De 1900 à 1905, notre homme fit plus que doubler sa production, et tous ses voisins et concurrens firent de même. Le résultat final fut conforme à celui des dix années précédentes : à production doublée, vente doublée en des conditions deux fois moins bonnes et à une clientèle où le monde extérieur tenait trois et quatre fois plus de place ; or, le monde, habitué à payer le produit allemand à vil prix, lui refusait les hausses qu’il consentait aux similaires anglais et français, parce que le propre de ceux-ci est d’être coûteux, mais que l’autre doit être bon marché : « En comptant à la française, — ajoutait ce Badois, élevé en Suisse et habitué aux mœurs de ses correspondans de Franche-Comté, — je ne tire plus le 4 pour 100 net du capital engagé. Mes voisins vous diront qu’ils obtiennent, eux, du 12 et du 14 ; c’est qu’ils calculent à l’allemande, en ne tenant compte que du capital initial ; quand leur usine, partie avec 100 000 marks, leur donne aujourd’hui 15 000 marks de bénéfice net, ils crient au 15 pour 100 ; mais ils oublient qu’entre le départ et l’arrivée, ils ont laissé dans leur affaire, comme moi dans la mienne, dix années de bénéfices ou rapporté 200, 300 000 marks de capital nouveau, — ce qui donne, à la française, du petit 4 pour 100, en attendant moins encore. »

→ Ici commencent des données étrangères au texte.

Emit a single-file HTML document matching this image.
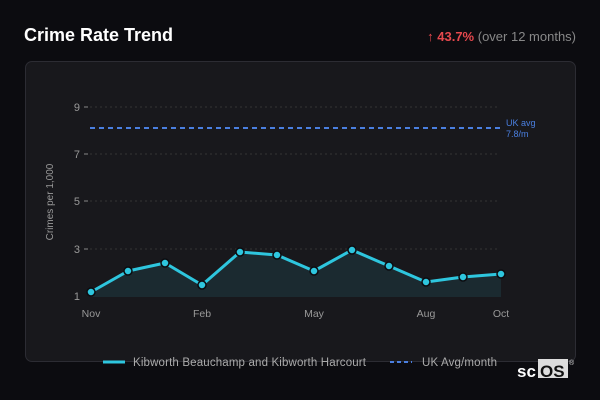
<!DOCTYPE html>
<html><head><style>
body{margin:0;width:600px;height:400px;background:#0c0c10;font-family:"Liberation Sans",sans-serif;overflow:hidden;position:relative}
.t{position:absolute;left:24px;top:25px;color:#fff;font-size:18px;font-weight:bold}
.r{position:absolute;right:24px;top:29px;font-size:13px;color:#888}
.r b{color:#e5484d}
.card{position:absolute;left:25px;top:61px;width:549px;height:299px;background:#18181c;border:1px solid #2c2c33;border-radius:7px}
</style></head><body>
<div class="t">Crime Rate Trend</div>
<div class="r"><b>↑ 43.7%</b> (over 12 months)</div>
<div class="card"></div>
<svg width="600" height="400" style="position:absolute;left:0;top:0" font-family="Liberation Sans, sans-serif">
<g stroke="#333" stroke-dasharray="2 3" stroke-width="1">
<line x1="90" y1="107" x2="500" y2="107"/><line x1="90" y1="154" x2="500" y2="154"/><line x1="90" y1="201" x2="500" y2="201"/><line x1="90" y1="249" x2="500" y2="249"/></g>
<g fill="#999" font-size="11" text-anchor="end"><text x="80" y="111">9</text><text x="80" y="158">7</text><text x="80" y="205">5</text><text x="80" y="253">3</text><text x="80" y="300">1</text></g>
<g stroke="#888"><line x1="84" y1="107" x2="88" y2="107"/><line x1="84" y1="154" x2="88" y2="154"/><line x1="84" y1="201" x2="88" y2="201"/><line x1="84" y1="249" x2="88" y2="249"/></g>
<text x="53" y="202" fill="#999" font-size="10" text-anchor="middle" transform="rotate(-90 53 202)">Crimes per 1,000</text>
<line x1="90" y1="128" x2="500" y2="128" stroke="#4a7fe0" stroke-width="2" stroke-dasharray="5 4"/>
<text x="506" y="126" fill="#4a7fe0" font-size="9">UK avg</text><text x="506" y="137" fill="#4a7fe0" font-size="9">7.8/m</text>
<polygon fill="#1b2a30" points="91,297 91,292 128,271 165,263 202,285 240,252 277,255 314,271 352,250 389,266 426,282 463,277 501,274 501,297"/>
<polyline fill="none" stroke="#2ec6de" stroke-width="3" stroke-linejoin="round" points="91,292 128,271 165,263 202,285 240,252 277,255 314,271 352,250 389,266 426,282 463,277 501,274"/>
<g fill="#2ec6de" stroke="#0c0c10" stroke-width="1.5">
<circle cx="91" cy="292" r="4"/><circle cx="128" cy="271" r="4"/><circle cx="165" cy="263" r="4"/><circle cx="202" cy="285" r="4"/><circle cx="240" cy="252" r="4"/><circle cx="277" cy="255" r="4"/><circle cx="314" cy="271" r="4"/><circle cx="352" cy="250" r="4"/><circle cx="389" cy="266" r="4"/><circle cx="426" cy="282" r="4"/><circle cx="463" cy="277" r="4"/><circle cx="501" cy="274" r="4"/></g>
<g fill="#999" font-size="10.5" text-anchor="middle"><text x="91" y="317">Nov</text><text x="202" y="317">Feb</text><text x="314" y="317">May</text><text x="426" y="317">Aug</text><text x="501" y="317">Oct</text></g>
<line x1="103" y1="362" x2="125" y2="362" stroke="#2ec6de" stroke-width="3"/>
<text x="133" y="366" fill="#aaa" font-size="11.5" textLength="233">Kibworth Beauchamp and Kibworth Harcourt</text>
<line x1="390" y1="362" x2="412" y2="362" stroke="#4a7fe0" stroke-width="2" stroke-dasharray="4 3"/>
<text x="422" y="366" fill="#aaa" font-size="11.5" textLength="75">UK Avg/month</text>
<text x="517" y="377" fill="#fff" font-size="17" font-weight="bold">sc</text>
<rect x="538" y="359" width="30" height="19" fill="#ddd"/>
<text x="540" y="377" fill="#111" font-size="17" font-weight="bold">OS</text>
<text x="569" y="365" fill="#ddd" font-size="7">®</text>
</svg>
</body></html>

Le prix des pendules baissait ; le prix des fournitures montait, et ce consommateur de cuivre était effaré par les cours des quatre dernières années : 126 en 1904, 149 en 1905, 186 en 1906, 188 en 1907 ! Et il fallait trouver de l’argent pour moderniser toujours le matériel, pour doubler encore la production et les salaires, doubler par suite l’engorgement du marché ! Vers 1890-1895, on pouvait porter des pendules à Londres, En 1907, on voyait reparaître à Berlin les pendules anglaises et apparaître à Hambourg les pendules américaines, et les anglaises avaient pour elles la mode ou le snobisme, la préférence des gens riches, et les américaines avaient derrière elles cette formidable organisation du Nouveau-Monde, où la science à l’allemande travaille sur des ressources décuplées, avec des capitaux centuples ! Bientôt il faudrait vendre sans profit ou même à perte dans l’Empire comme dans le reste du monde.